Brooklyn Bridge Fills with Support for MMIP

Supporters, allies and spectators gathered on the Brooklyn Bridge on Oct. 15 to raise awareness about Missing and Murdered Indigenous Peoples. (photo: Antinanco Earth Arts School)
Supporters, allies and spectators gathered on the Brooklyn Bridge on Oct. 15 to raise awareness about Missing and Murdered Indigenous Peoples. (photo: Antinanco Earth Arts School)

The Brooklyn Bridge was filled with a sea of red — shirts, regalia, and handprints — on Oct. 15 for the second annual walk to honor Missing and Murdered Indigenous Women and Children.

The walk, organized by New Jersey-based non-profit, Antinaco, drew up to one hundred supporters, allies and spectators to raise awareness about Missing and Murdered Indigenous Peoples, said the group’s executive director Olga Sher.

“We pretty much covered the bridge at one point,” Sher told Native News Online this week. “People just joined us in the process—strangers who were passing by.

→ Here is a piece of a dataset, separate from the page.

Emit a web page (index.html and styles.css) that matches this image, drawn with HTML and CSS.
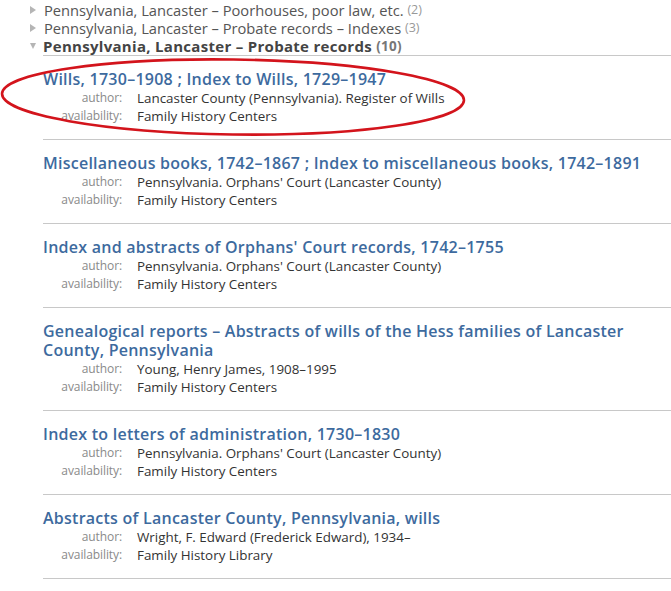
FILE: index.html
```html
<!DOCTYPE html>
<html lang="en">
<head>
<meta charset="utf-8">
<title>Probate records</title>
<link rel="stylesheet" href="styles.css">
</head>
<body>
<div class="page">
  <ul class="facets">
    <li class="facet closed"><span class="tri"></span>Pennsylvania, Lancaster – Poorhouses, poor law, etc. <span class="count">(2)</span></li>
    <li class="facet closed"><span class="tri"></span>Pennsylvania, Lancaster – Probate records – Indexes <span class="count">(3)</span></li>
    <li class="facet open"><span class="tri"></span>Pennsylvania, Lancaster – Probate records <span class="count">(10)</span></li>
  </ul>
  <div class="results">
    <div class="record">
      <div class="title">Wills, 1730–1908 ; Index to Wills, 1729–1947</div>
      <div class="meta"><span class="label">author:</span><span class="value">Lancaster County (Pennsylvania). Register of Wills</span>
      <span class="label">availability:</span><span class="value">Family History Centers</span></div>
    </div>
    <div class="record">
      <div class="title">Miscellaneous books, 1742–1867 ; Index to miscellaneous books, 1742–1891</div>
      <div class="meta"><span class="label">author:</span><span class="value">Pennsylvania. Orphans' Court (Lancaster County)</span>
      <span class="label">availability:</span><span class="value">Family History Centers</span></div>
    </div>
    <div class="record">
      <div class="title">Index and abstracts of Orphans' Court records, 1742–1755</div>
      <div class="meta"><span class="label">author:</span><span class="value">Pennsylvania. Orphans' Court (Lancaster County)</span>
      <span class="label">availability:</span><span class="value">Family History Centers</span></div>
    </div>
    <div class="record">
      <div class="title">Genealogical reports – Abstracts of wills of the Hess families of Lancaster County, Pennsylvania</div>
      <div class="meta"><span class="label">author:</span><span class="value">Young, Henry James, 1908–1995</span>
      <span class="label">availability:</span><span class="value">Family History Centers</span></div>
    </div>
    <div class="record">
      <div class="title">Index to letters of administration, 1730–1830</div>
      <div class="meta"><span class="label">author:</span><span class="value">Pennsylvania. Orphans' Court (Lancaster County)</span>
      <span class="label">availability:</span><span class="value">Family History Centers</span></div>
    </div>
    <div class="record">
      <div class="title">Abstracts of Lancaster County, Pennsylvania, wills</div>
      <div class="meta"><span class="label">author:</span><span class="value">Wright, F. Edward (Frederick Edward), 1934–</span>
      <span class="label">availability:</span><span class="value">Family History Library</span></div>
    </div>
  </div>
  <svg class="circle" width="671" height="150" viewBox="0 0 671 150">
    <ellipse cx="233" cy="97" rx="231" ry="37.5" transform="rotate(0.8 233 97)" fill="none" stroke="#d3141c" stroke-width="2.6"/>
  </svg>
</div>
</body>
</html>
```
FILE: styles.css
```css
html, body {
  margin: 0;
  padding: 0;
  background: #fff;
}
.page {
  position: relative;
  width: 671px;
  font-family: "Open Sans", "Noto Sans", sans-serif;
}
.facets {
  list-style: none;
  margin: 0;
  padding: 1px 0 0 0;
}
.facet {
  display: flex;
  align-items: center;
  height: 18px;
  line-height: 18px;
  font-size: 14.7px;
  color: #555;
  padding-left: 30px;
  white-space: pre;
}
.facet .count {
  font-size: 12.5px;
  color: #999;
}
.facet.open {
  font-size: 15px;
  font-weight: 700;
  color: #444;
  letter-spacing: 0.3px;
}
.facet.open .count {
  color: #777;
  font-size: 13.5px;
}
.tri {
  width: 0;
  height: 0;
  margin-right: 8px;
}
.closed .tri {
  border-left: 6px solid #b5b5b5;
  border-top: 4px solid transparent;
  border-bottom: 4px solid transparent;
}
.open .tri {
  border-top: 6px solid #b5b5b5;
  border-left: 3.5px solid transparent;
  border-right: 3.5px solid transparent;
  margin-right: 7px;
}
.results {
  margin-left: 43px;
  border-top: 1px solid #c8c8c8;
}
.record {
  padding: 14px 0 14px 0;
  border-bottom: 1px solid #c8c8c8;
}
.title {
  font-size: 16px;
  line-height: 19px;
  font-weight: 600;
  letter-spacing: 0.25px;
  color: #3d6a9e;
}
.meta {
  display: grid;
  grid-template-columns: 79px 1fr;
  column-gap: 15px;
  line-height: 18px;
}
.label {
  text-align: right;
  font-size: 12px;
  color: #8a8a8a;
  letter-spacing: -0.1px;
}
.value {
  font-size: 13.4px;
  color: #333;
}
.circle {
  position: absolute;
  left: 0;
  top: 0;
  pointer-events: none;
}
```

Many people stopped and asked us questions. We had posters with calls to action, so those were good conversation starters.”

The event was preceded by ceremony and speeches, including by Bitahnii Wayne Wilson (Diné), a staff member of Antinaco, who lost his daughter to human trafficking. Nakota, Lakota, and Anishinaabe tribal members also spoke.

Once the group crossed the bridge, they merged with the Ramapough Lenape Tribe in Madison Square Park. There, the state-recognized tribe was hosting its inaugural Indigenous Peoples of the Americas Parade.’

“The ending was really like a celebration of both events,” Sher said. “We are already planning next year ... for more lost voices to be heard.”